The Palestinians currently running Gaza are Iranian pawns, and the Israelis know it. So do many of the Fatah Palestinians, who are providing detailed target intel to the IDF. Consequently, it’s a pretty good assumption that anyone supporting the Hamas Palestinians has a fervently anti-Israel agenda.
I don’t always agree with Prof Dershowitz, but here he is dead balls on.
Oh dear. Bart above is circulating a myth, one that has been comprehensively debunked by Israeli demographers. It sounds to me like he has read Barbara Tuchman’s controversial book on the subject – which, if I recall correctly, has been severely questioned by the same demographers for its creative approach to the archival sources. Seriously: should Christians spring so quickly to conclusions that wipe a people away? It is deeply and shamefully wrong to do that kind of thing. The same school of historiography might want to say that, for example, those mid-Western plains and hill country, there really were hardly any Indians/native Americans there. They were just passing through! Nobody was deprived of their ancestral land,. why, it was empty when the settlers arrived and theirs for the taking. But then, perhaps this subconscious memory of an injustice is exactly what drives this American-led myth about Palestine.
I have already broken my new year resolution not to shoot from the hip on this site. If I had waited until I had cooled I would have realised that Bart had been reading not Barbara Tuchman but Joan Peters, From Time Immemorial. See, for example, the critical review of her book by Yehoshua Porath in the New York Review of Books January 16th, 1986, especially p 37 where he criticises the way that she ignores historical works that would modify or discredit Zionist sources (Zionist, by the way, is used here in a purely technical way, and by Porath himself). Porath, a highly respected Israeli analyst concludes, “one cannot escape the conclusion that most of the growth of the Palestinian Arab community resulted from a process of natural increase”.’ See also Mark Tessler, A History of the Israeli-Palestinian Conflict Indiana University Press, 1994, 210-218.

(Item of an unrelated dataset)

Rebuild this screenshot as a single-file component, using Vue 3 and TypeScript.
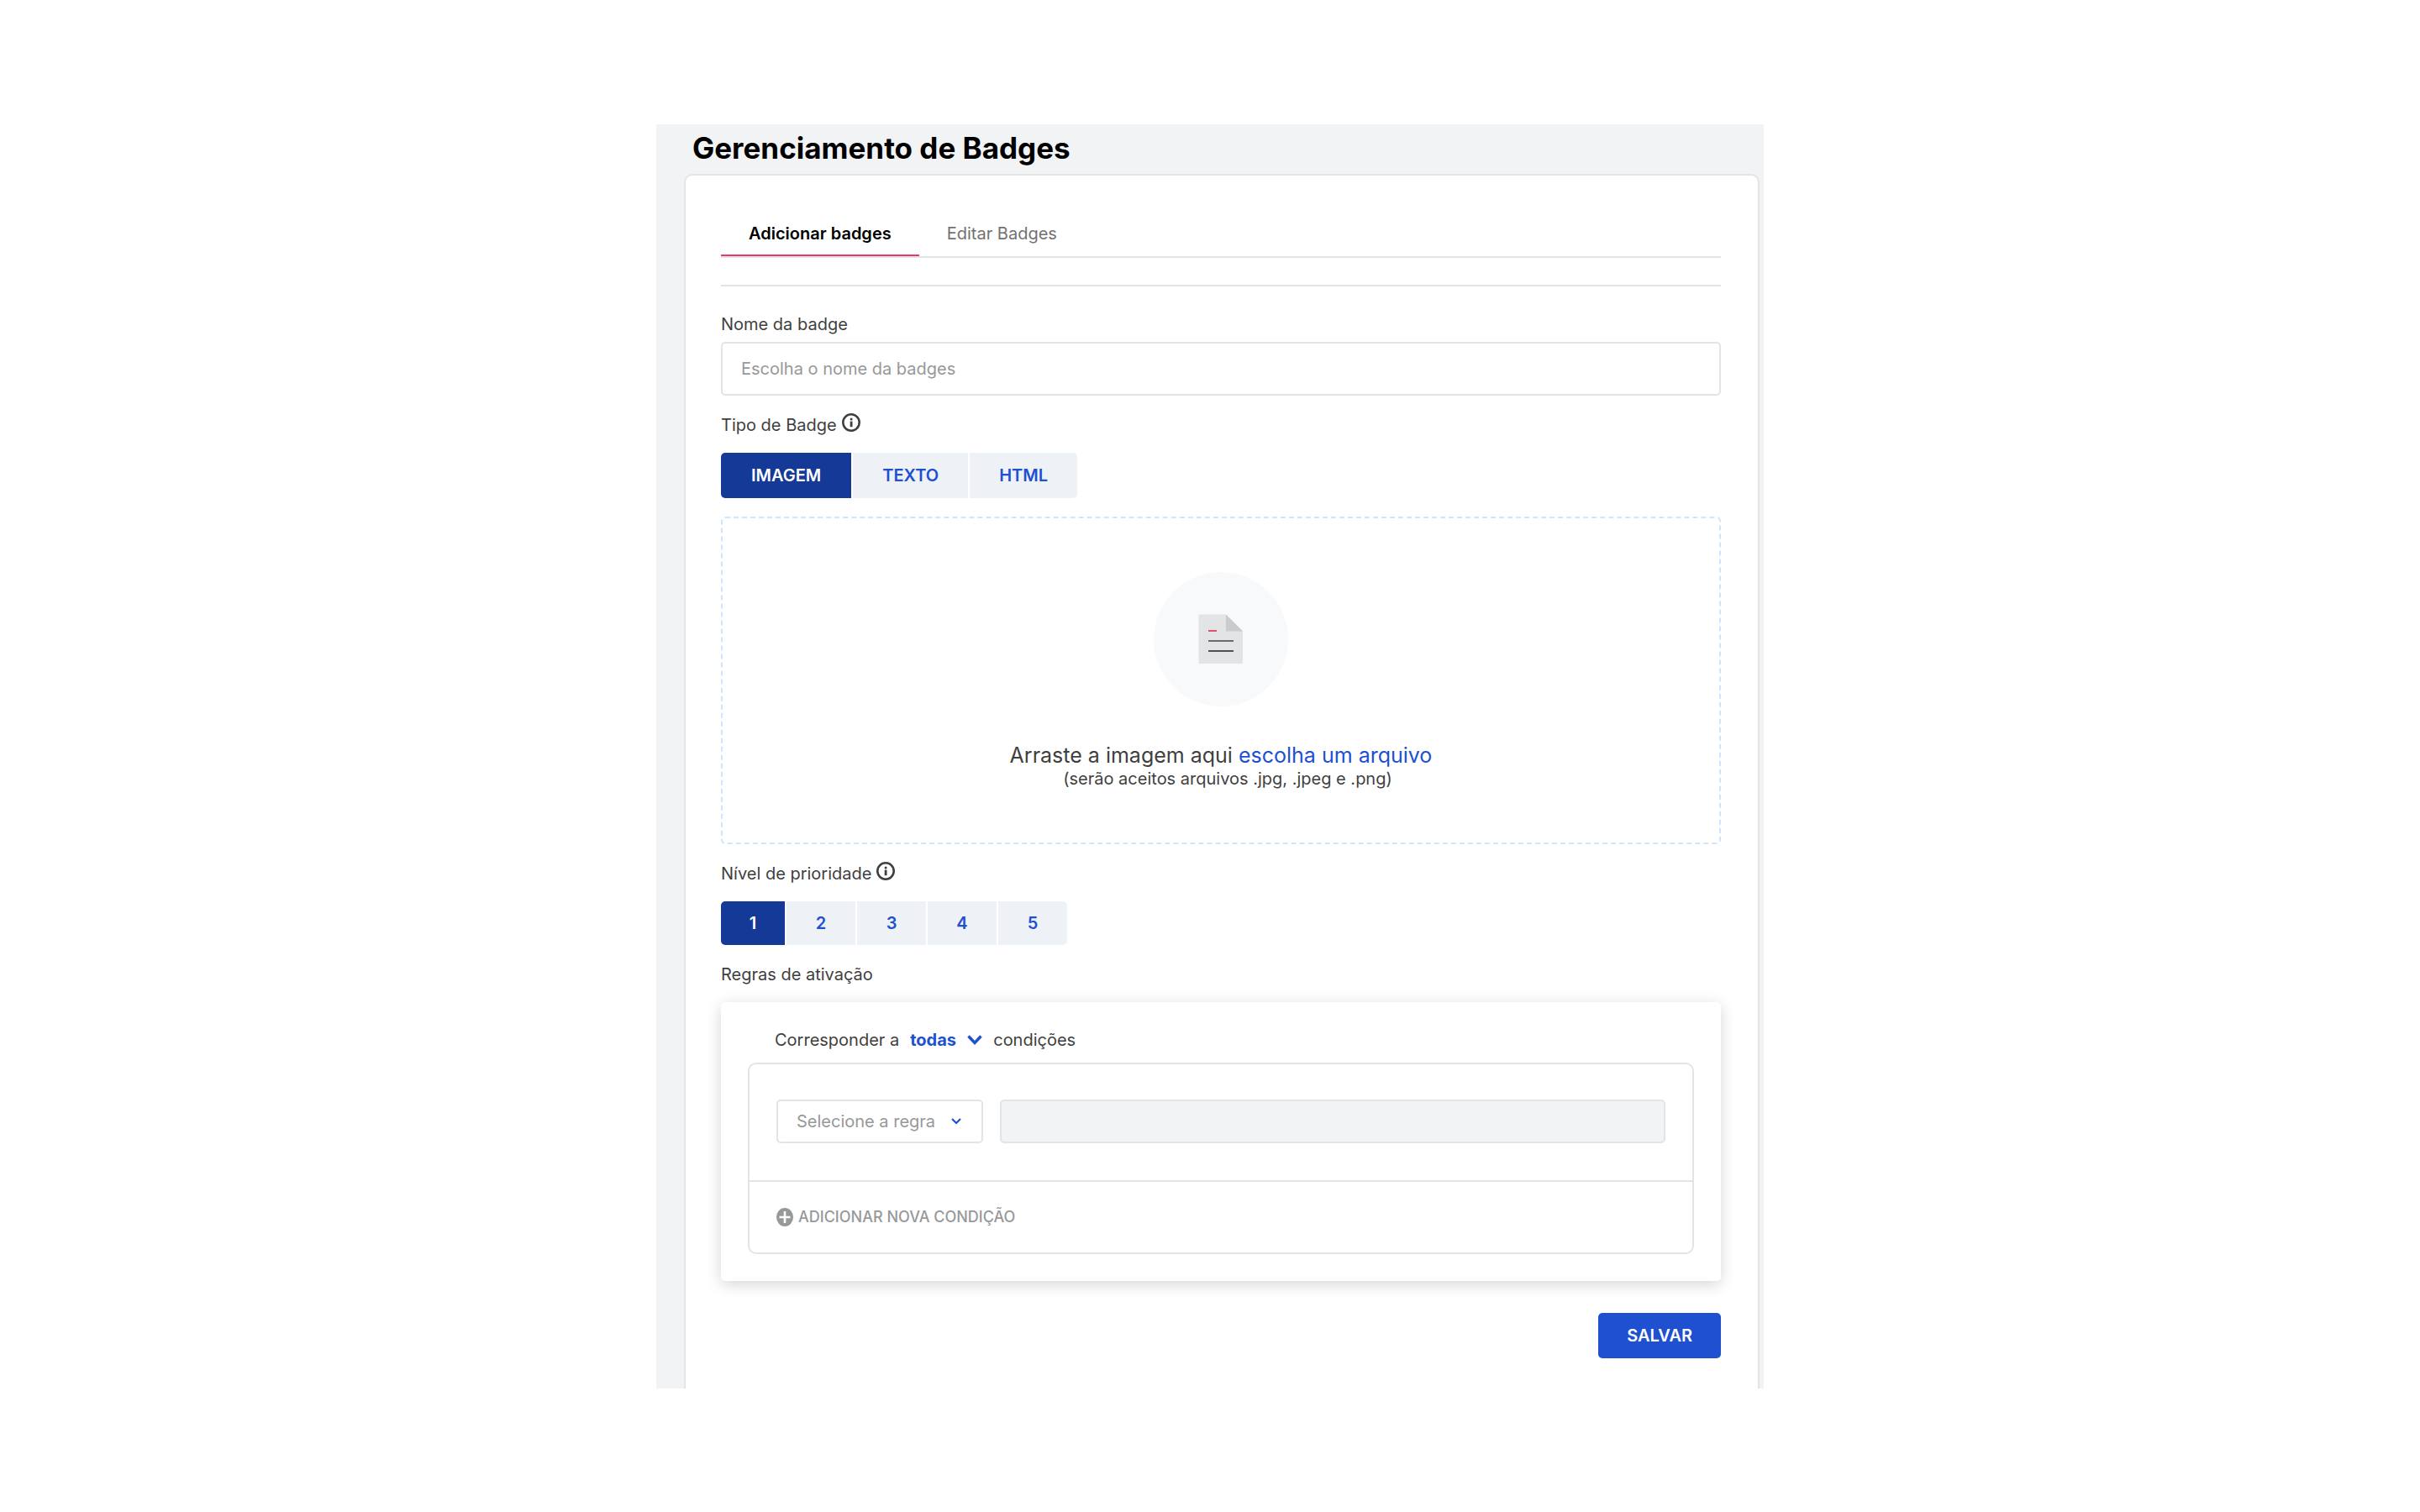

Terry Tee responds to Bart Hall’s several points by claiming that Bart is circulating “a myth”. It would have been more helpful to have specified which of those several points was “a myth”.
The existence of the Palestinian state of Jordan is an historical fact, as is the 1970 rebellion led by Arafat.
The expulsion of Jews from most Arab states is an historical fact, one widely ignored now in Western media. Similarly ignored is that Israel took in most of those, while the dispossessed Palestinians were, as Bart noted, left in semi-permanent squalor of refugee camps.
The heart of TT’s disagreement appears to be with the claim that Israel/Palestine had few inhabitants prior to Zionism. There remains a lot of debate/spin about the relative populations, and TT raises an important issue about evaluating the historical claims of traditionally nomadic peoples to certain geography. However, while at least one of Bart’s points can be debated, it seems hyperbolic to label his post as “a myth” and “shameful”.